Robin and Branden Estorffe spent about 40 minutes talking to Anderson and the child in and outside their motel room before the fatal shooting.
“That kinda stuff, you can’t shake from your mind,” Potter said. “Everything just kinda pops up in my head. Mostly, I feel bad for that little girl because she had to witness all of that.”
Some things have changed at the motel since the shooting.
The front office door remains locked at night.
And Potter, still overcome by what he describes as survivor’s guilt, said he isn’t doing what he did for Anderson in the future.
“I am apprehensive about calling the police, so when guests ask me to call now, I just tell them if they are able to call me at the front desk, they can call the cops themselves,” Potter said.
After the shootings, the motel staff locked up the door to the room where Anderson and the little girl had checked in before the shooting. When they finally returned to clean it, they said it looked as if it had not been used.
An empty candy wrapper sat on a table, and a small indention in the bedspread suggested someone might have sat on it for a time. Other than that, some pet carries Anderson left behind remained.
“I don’t think they ever used it,” Scheid said.
Since the shootings, the staff has mostly kept quiet about what happened there, and they don’t intend to discuss it more.

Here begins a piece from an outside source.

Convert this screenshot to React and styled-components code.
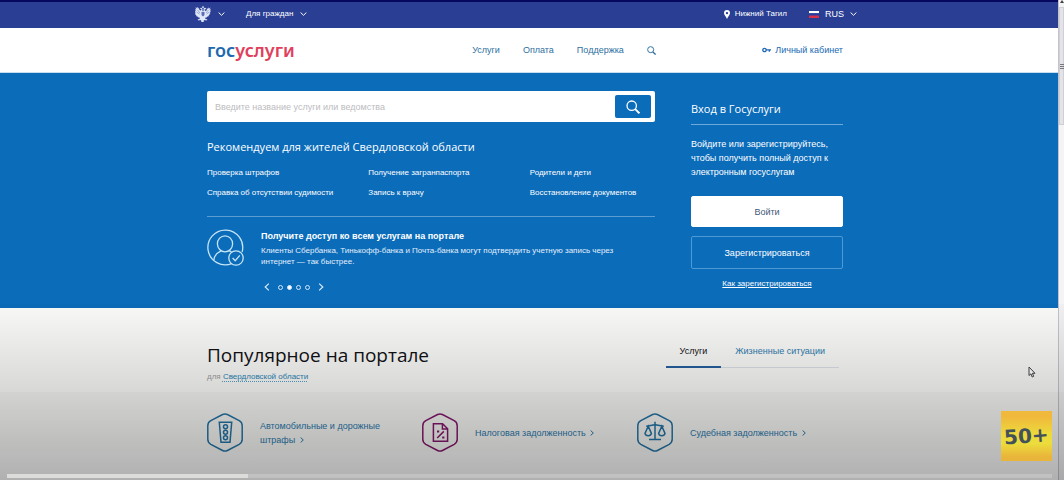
import styled, { createGlobalStyle } from "styled-components";

const GlobalStyle = createGlobalStyle`
  * {
    box-sizing: border-box;
  }
  body {
    margin: 0;
    background: #ffffff;
    font-family: "Liberation Sans", Arial, sans-serif;
    font-size: 9px;
    line-height: 14px;
  }
  a {
    color: inherit;
    text-decoration: none;
  }
  button, input {
    font-family: inherit;
    font-size: inherit;
  }
  h1, h2, h3, p, ul {
    margin: 0;
    padding: 0;
  }
  svg {
    display: block;
    flex: none;
  }
`;

const StyledPage = styled.div`
  display: grid;
  grid-template-columns: minmax(0, 1fr) 6px;
  min-height: 100vh;
  position: relative;
  overflow: hidden;
`;

const StyledContainer = styled.div`
  width: 100%;
  max-width: ${({ $wide }) => ($wide ? 662 : 636)}px;
  margin: 0 auto;
  display: flex;
  align-items: ${({ $align }) => $align || "center"};
  flex-wrap: wrap;
  justify-content: space-between;
`;

const StyledTopBar = styled.div`
  background: #2a3f94;
  border-top: 2px solid #06085f;
  color: #ffffff;
  padding: 0 6px 2px 0;
  height: 28px;
  display: flex;
`;

const StyledGroup = styled.div`
  display: flex;
  align-items: center;
  gap: ${({ $gap }) => $gap}px;
`;

const StyledPlainButton = styled.button`
  display: flex;
  align-items: center;
  gap: ${({ $gap }) => $gap || 0}px;
  padding: 0;
  border: 0;
  background: none;
  color: inherit;
  font-size: ${({ $small }) => ($small ? 8 : 9)}px;
  line-height: 14px;
  cursor: pointer;
`;

const StyledHeader = styled.header`
  background: #ffffff;
  color: #2d6f9f;
  padding: 0 8px 0 0;
  height: 45px;
  display: flex;
  border-bottom: 1px solid #c9dcee;
`;

const StyledLogo = styled.a`
  font-family: "Noto Sans", sans-serif;
  font-weight: 600;
  font-size: 18px;
  line-height: 24px;
  color: #1c69ae;
  span {
    color: #e0405c;
  }
`;

const StyledNav = styled.nav`
  display: flex;
  align-items: center;
  gap: 23px;
  padding-left: 71px;
`;

const StyledIconLink = styled.a`
  display: flex;
  align-items: center;
  gap: 4px;
  color: #2069b4;
`;

const StyledHero = styled.section`
  background: #0b6cba;
  color: #ffffff;
  padding: 18px 8px 17px 0;
`;

const StyledHeroMain = styled.div`
  width: 448px;
  max-width: 100%;
`;

const StyledSearch = styled.form`
  display: flex;
  align-items: center;
  height: 31px;
  padding: 4px;
  background: #ffffff;
  border-radius: 2px;
`;

const StyledSearchInput = styled.input`
  flex: 1;
  min-width: 0;
  border: 0;
  outline: 0;
  padding: 0 4px;
  background: none;
  color: #333333;
  &::placeholder {
    color: #bcbcc0;
    opacity: 1;
  }
`;

const StyledSearchButton = styled.button`
  width: 36px;
  height: 23px;
  border: 0;
  border-radius: 2px;
  padding: 0;
  background: #0b6cba;
  color: #ffffff;
  display: flex;
  align-items: center;
  justify-content: center;
`;

const StyledSubtitle = styled.h2`
  font-family: "Open Sans", sans-serif;
  font-weight: 500;
  font-size: 11px;
  line-height: 16px;
`;

const StyledRecommend = styled.div`
  padding: 17px 0 16px;
  border-bottom: 1px solid #5b9dd3;
`;

const StyledLinks = styled.ul`
  display: grid;
  grid-template-columns: repeat(3, 1fr);
  row-gap: 6px;
  padding-top: 11px;
  list-style: none;
  font-size: 8px;
  white-space: nowrap;
  margin-right: -36px;
`;

const StyledPromo = styled.div`
  display: flex;
  gap: 17px;
  padding-top: 12px;
`;

const StyledPromoTitle = styled.h3`
  font-size: 9px;
  line-height: 14px;
`;

const StyledPromoText = styled.p`
  max-width: 376px;
  font-size: 8px;
  line-height: 11px;
  padding-top: 2px;
  color: #e2eefa;
`;

const StyledPager = styled.div`
  display: flex;
  align-items: center;
  gap: 8px;
  padding: 16px 0 0 3px;
`;

const StyledDots = styled.div`
  display: flex;
  gap: 4px;
`;

const StyledDot = styled.button`
  width: 5px;
  height: 5px;
  padding: 0;
  border: 1px solid #d5e7f6;
  border-radius: 50%;
  background: ${({ $active }) => ($active ? "#ffffff" : "transparent")};
`;

const StyledLogin = styled.aside`
  width: 152px;
  display: flex;
  flex-direction: column;
  padding-top: 10px;
`;

const StyledLoginTitle = styled(StyledSubtitle)`
  padding-bottom: 7px;
  border-bottom: 1px solid #6ea9db;
`;

const StyledLoginText = styled.p`
  padding: 12px 0 17px;
  line-height: 14px;
`;

const StyledLoginButton = styled.button`
  height: ${({ $outline }) => ($outline ? 33 : 31)}px;
  margin-bottom: 9px;
  border-radius: 2px;
  border: 1px solid ${({ $outline }) => ($outline ? "#4d99d6" : "#ffffff")};
  background: ${({ $outline }) => ($outline ? "transparent" : "#ffffff")};
  color: ${({ $outline }) => ($outline ? "#ffffff" : "#3f5878")};
`;

const StyledHelpLink = styled.a`
  align-self: center;
  font-size: 8px;
  line-height: 12px;
  && {
    text-decoration: underline;
  }
`;

const StyledPopular = styled.section`
  padding: 32px 8px 0 0;
  background: #fdfdfb;
`;

const StyledTitle = styled.h1`
  font-family: "Open Sans", sans-serif;
  font-weight: 500;
  font-size: 19px;
  line-height: 30px;
  color: #111116;
`;

const StyledRegion = styled.p`
  font-size: 8px;
  line-height: 14px;
  color: #a2a2a2;
  a {
    color: #2b86b8;
    text-decoration: underline dotted #4fa3cf;
    text-underline-offset: 2px;
  }
`;

const StyledTabs = styled.div`
  display: flex;
  align-items: flex-end;
  padding-right: 4px;
`;

const StyledTab = styled.button`
  height: 28px;
  padding: 5px 14px 0;
  line-height: 12px;
  display: flex;
  border: 0;
  border-bottom: ${({ $active }) => ($active ? "2px solid #25609f" : "1px solid #dde3ea")};
  background: none;
  color: ${({ $active }) => ($active ? "#111116" : "#2f7cb0")};
`;

const StyledServices = styled.div`
  display: grid;
  grid-template-columns: repeat(3, 215px);
  align-items: center;
  margin-right: -9px;
  padding-top: 29px;
`;

const StyledService = styled.a`
  display: flex;
  align-items: center;
  gap: 17px;
  color: #2a7bb0;
  span {
    max-width: 128px;
  }
`;

const StyledScrollbar = styled.div`
  background: #f4f4f6;
  border-left: 1px solid #c4c4cc;
  display: flex;
  flex-direction: column;
  align-items: center;
  gap: 4px;
`;

const StyledThumb = styled.div`
  width: 100%;
  height: 118px;
  background: #e4e4e8;
  border: 1px solid #cfcfd6;
  display: flex;
  align-items: center;
  justify-content: center;
`;

// everything below lies over the page: player controls, badge and pointer
const StyledShade = styled.div`
  position: absolute;
  left: 0;
  right: 0;
  bottom: 0;
  height: 176px;
  pointer-events: none;
  background: linear-gradient(
    rgba(0, 0, 0, 0.02),
    rgba(0, 0, 0, 0.15) 50%,
    rgba(0, 0, 0, 0.17) 50%,
    rgba(0, 0, 0, 0.31)
  );
`;

const StyledPointer = styled.div`
  position: absolute;
  right: 28px;
  bottom: 102px;
`;

const StyledBadge = styled.div`
  position: absolute;
  right: 12px;
  bottom: 19px;
  width: 51px;
  height: 50px;
  background: linear-gradient(#f0b93c 12%, #ecd93c 45%, #ecdc3c 65%, #e9b43a 92%);
  color: #45515a;
  font-family: "DejaVu Sans", sans-serif;
  font-weight: 700;
  font-size: 20px;
  line-height: 24px;
  display: flex;
  align-items: center;
  justify-content: center;
  span {
    transform: rotate(-4deg);
  }
`;

const StyledProgress = styled.div`
  position: absolute;
  left: 7px;
  right: 12px;
  bottom: 2px;
  height: 4px;
  background: rgba(255, 255, 255, 0.2);
`;

const StyledPlayed = styled.div`
  height: 100%;
  background: #dcdcdb;
`;

const StyledSmallArrow = styled.svg`
  display: inline;
  margin-left: 2px;
`;

const links = [
  "Проверка штрафов",
  "Получение загранпаспорта",
  "Родители и дети",
  "Справка об отсутствии судимости",
  "Запись к врачу",
  "Восстановление документов",
];

const Chevron = () => (
  <svg width="7" height="4" viewBox="0 0 7 4" fill="none" stroke="currentColor">
    <path d="M.6.5 3.5 3.3 6.4.5" />
  </svg>
);

const Arrow = ({ left }) => (
  <svg width="6" height="8" viewBox="0 0 6 8" fill="none" stroke="#d8ebfb" strokeWidth="1.2">
    <path d={left ? "M4.8.6 1.2 4l3.6 3.4" : "M1.2.6 4.8 4 1.2 7.4"} />
  </svg>
);

const Search = ({ size, stroke }) => (
  <svg width={size} height={size} viewBox="0 0 14 14" fill="none" stroke="currentColor" strokeWidth={stroke}>
    <circle cx="5.7" cy="5.7" r="4.7" />
    <path d="m9.2 9.2 4.2 4.1" strokeWidth={stroke * 1.4} />
  </svg>
);

const Eagle = () => (
  <svg width="16" height="16" viewBox="0 0 32 32" fill="#dfe7f8">
    <path d="m16 0 2 2-1 2h-2l-1-2z" />
    <path d="M11 4c3-1 4 1 4 4v2l1 1 1-1V8c0-3 1-5 4-4l2 2-4 1 1 3 3-1c1-3 2-5 5-6l-1 3 4-3-2 5 3-2-2 5 2-1-3 5 2 0-4 4 1 1-5 2 0 2-3-1 1 3 4 1-2 2-4-1-2 2 1 3-2-1-1 3-1-3-2 1 1-3-2-2-4 1-2-2 4-1 1-3-3 1 0-2-5-2 1-1-4-4h2L0 9l2 1-2-5 3 2-2-5 4 3-1-3c3 1 4 3 5 6l3 1 1-3-4-1z" />
    <path d="M13 12h6v5c0 2-2 3-3 4-1-1-3-2-3-4z" fill="#5c70b5" />
    <path d="m5 8 5 6M3 12l6 4M27 8l-5 6M29 12l-6 4" stroke="#5366ad" strokeWidth="1" />
  </svg>
);

const Account = () => (
  <svg width="37" height="37" viewBox="0 0 37 37" fill="none" stroke="#c5e5f4" strokeWidth="1.3">
    <path d="M24.8 34.6A17.4 17.4 0 1 1 35.1 23" />
    <ellipse cx="18" cy="14.8" rx="7.6" ry="8" />
    <path d="M6.8 31.2c.4-4.4 2.7-7.2 7.2-9.4M22.2 21.8l2.4 1" />
    <circle cx="29" cy="29" r="7.2" />
    <path d="m25.6 29 2.6 2.7 4.6-5.4" />
  </svg>
);

const Hexagon = ({ color, children }) => (
  <svg width="36" height="39" viewBox="0 0 36 39" fill="none" stroke={color} strokeWidth="1.5">
    <path d="M15.6 1.5q2.4-1.2 4.8 0l11.8 6.2q3 1.7 3 5v13.6q0 3.3-3 5l-11.8 6.2q-2.4 1.2-4.8 0L3.8 31.3q-3-1.7-3-5V12.7q0-3.3 3-5z" />
    {children}
  </svg>
);

const TrafficLight = () => (
  <Hexagon color="#2477aa">
    <path d="M12.3 9.2h12.4L23 29.3h-9z" />
    <circle cx="18.5" cy="13.8" r="2" />
    <circle cx="18.5" cy="19.3" r="2" />
    <circle cx="18.5" cy="24.8" r="2" />
  </Hexagon>
);

const TaxPaper = () => (
  <Hexagon color="#88186f">
    <path d="M11.4 10.8h9.2l5 5v12.4H11.4zM20.4 10.8v5.2h5.2M15.2 25l6.6-6.6" />
    <path d="M15 18.5h2.2M20.2 24.6h2.2" strokeWidth="2" />
  </Hexagon>
);

const Scales = () => (
  <Hexagon color="#2477aa">
    <path d="M18 8.8v17.6M12 26.6h12M9.2 13.2c3-.2 5.2-.8 8.8-1.6 3.6.8 5.8 1.4 8.8 1.6" />
    <path d="M11.2 13.2 8 20.4c.6 3 5.8 3 6.4 0zM24.8 13.2l-3.2 7.2c.6 3 5.8 3 6.4 0z" />
  </Hexagon>
);

const SmallArrow = () => (
  <StyledSmallArrow width="4" height="6" viewBox="0 0 4 6" fill="none" stroke="currentColor">
    <path d="M.6.5 3.3 3 .6 5.5" />
  </StyledSmallArrow>
);

const services = [
  { title: "Автомобильные и дорожные штрафы", icon: <TrafficLight /> },
  { title: "Налоговая задолженность", icon: <TaxPaper /> },
  { title: "Судебная задолженность", icon: <Scales /> },
];

const TopBar = () => (
  <StyledTopBar>
    <StyledContainer $wide>
      <StyledGroup $gap={21}>
        <StyledPlainButton $gap={7} aria-label="Ведомства">
          <Eagle />
          <Chevron />
        </StyledPlainButton>
        <StyledPlainButton $gap={7} $small>
          Для граждан
          <Chevron />
        </StyledPlainButton>
      </StyledGroup>
      <StyledGroup $gap={22}>
        <StyledPlainButton $gap={5} $small>
          <svg width="6" height="9" viewBox="0 0 6 9" fill="#ffffff" fillRule="evenodd">
            <path d="M3 0a3 3 0 0 1 3 3c0 2-2 3.5-3 6-1-2.5-3-4-3-6a3 3 0 0 1 3-3zm0 1.9a1.2 1.2 0 1 0 0 2.4 1.2 1.2 0 0 0 0-2.4z" />
          </svg>
          Нижний Тагил
        </StyledPlainButton>
        <StyledPlainButton $gap={6}>
          <svg width="10" height="7" viewBox="0 0 10 7">
            <path fill="#ffffff" d="M0 0h10v2.3H0z" />
            <path fill="#2340a0" d="M0 2.3h10v2.2H0z" />
            <path fill="#d92f4a" d="M0 4.5h10V7H0z" />
          </svg>
          RUS
          <Chevron />
        </StyledPlainButton>
      </StyledGroup>
    </StyledContainer>
  </StyledTopBar>
);

const Header = () => (
  <StyledHeader>
    <StyledContainer>
      <StyledLogo href="#home">
        гос<span>услуги</span>
      </StyledLogo>
      <StyledNav>
        <a href="#services">Услуги</a>
        <a href="#payment">Оплата</a>
        <a href="#support">Поддержка</a>
        <StyledPlainButton aria-label="Поиск">
          <Search size={9} stroke={1.5} />
        </StyledPlainButton>
      </StyledNav>
      <StyledIconLink href="#account">
        <svg width="9" height="6" viewBox="0 0 9 6" fill="none" stroke="currentColor" strokeWidth="1.3">
          <circle cx="2.5" cy="3" r="1.7" />
          <path d="M4.2 2.8H9M7.3 2.8v2" />
        </svg>
        Личный кабинет
      </StyledIconLink>
    </StyledContainer>
  </StyledHeader>
);

const Hero = () => (
  <StyledHero>
    <StyledContainer $align="flex-start">
      <StyledHeroMain>
        <StyledSearch>
          <StyledSearchInput
            aria-label="Поиск услуги"
            placeholder="Введите название услуги или ведомства"
          />
          <StyledSearchButton type="button" aria-label="Найти">
            <Search size={14} stroke={1.3} />
          </StyledSearchButton>
        </StyledSearch>
        <StyledRecommend>
          <StyledSubtitle>Рекомендуем для жителей Свердловской области</StyledSubtitle>
          <StyledLinks>
            {links.map((link) => (
              <li key={link}>
                <a href="#service">{link}</a>
              </li>
            ))}
          </StyledLinks>
        </StyledRecommend>
        <StyledPromo>
          <Account />
          <div>
            <StyledPromoTitle>Получите доступ ко всем услугам на портале</StyledPromoTitle>
            <StyledPromoText>
              Клиенты Сбербанка, Тинькофф-банка и Почта-банка могут подтвердить учетную запись через
              интернет — так быстрее.
            </StyledPromoText>
            <StyledPager>
              <StyledPlainButton aria-label="Назад">
                <Arrow left />
              </StyledPlainButton>
              <StyledDots>
                {[0, 1, 2, 3].map((index) => (
                  <StyledDot key={index} $active={index === 1} aria-label={`Слайд ${index + 1}`} />
                ))}
              </StyledDots>
              <StyledPlainButton aria-label="Вперёд">
                <Arrow />
              </StyledPlainButton>
            </StyledPager>
          </div>
        </StyledPromo>
      </StyledHeroMain>
      <StyledLogin>
        <StyledLoginTitle>Вход в Госуслуги</StyledLoginTitle>
        <StyledLoginText>
          Войдите или зарегистрируйтесь, чтобы получить полный доступ к электронным госуслугам
        </StyledLoginText>
        <StyledLoginButton>Войти</StyledLoginButton>
        <StyledLoginButton $outline>Зарегистрироваться</StyledLoginButton>
        <StyledHelpLink href="#help">Как зарегистрироваться</StyledHelpLink>
      </StyledLogin>
    </StyledContainer>
  </StyledHero>
);

const Popular = () => (
  <StyledPopular>
    <StyledContainer $align="flex-start">
      <div>
        <StyledTitle>Популярное на портале</StyledTitle>
        <StyledRegion>
          для <a href="#region">Свердловской области</a>
        </StyledRegion>
      </div>
      <StyledTabs role="tablist">
        <StyledTab role="tab" aria-selected="true" $active>
          Услуги
        </StyledTab>
        <StyledTab role="tab" aria-selected="false">
          Жизненные ситуации
        </StyledTab>
      </StyledTabs>
      <StyledServices>
        {services.map(({ title, icon }) => (
          <StyledService href="#service" key={title}>
            {icon}
            <span>
              {title} <SmallArrow />
            </span>
          </StyledService>
        ))}
      </StyledServices>
    </StyledContainer>
  </StyledPopular>
);

const App = () => (
  <StyledPage>
    <GlobalStyle />
    <main>
      <TopBar />
      <Header />
      <Hero />
      <Popular />
    </main>
    <StyledScrollbar>
      <svg width="4" height="3" viewBox="0 0 4 3">
        <path d="M2 0 4 3H0z" fill="#444444" />
      </svg>
      <StyledThumb>
        <svg width="4" height="5" viewBox="0 0 4 5" stroke="#77777c">
          <path d="M0 .5h4M0 2.5h4M0 4.5h4" />
        </svg>
      </StyledThumb>
    </StyledScrollbar>
    <StyledShade />
    <StyledPointer>
      <svg width="8" height="12" viewBox="0 0 8 12" fill="#e6e6e6" stroke="#3c3c3c">
        <path d="M1 1v8.5l2-1.7L4.2 11l1.5-.7-1.3-3H7z" />
      </svg>
    </StyledPointer>
    <StyledBadge>
      <span>50+</span>
    </StyledBadge>
    <StyledProgress>
      <StyledPlayed style={{ width: `${(241 / 1045) * 100}%` }} />
    </StyledProgress>
  </StyledPage>
);

export default App;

“It seemed like we had no right to say anything, that it would be disrespectful,” Scheid said.
For the family and friends of the police officers involved, the memories of that day will live on forever.
“It has changed our lives forever,” Ian Estorffe said. “But there is one thing I will continue to lean on, and that is knowing that Branden’s actions and his bravery saved lives. Branden was able to stop the threat, and she (Anderson) wasn’t able to hurt anybody else because of him.”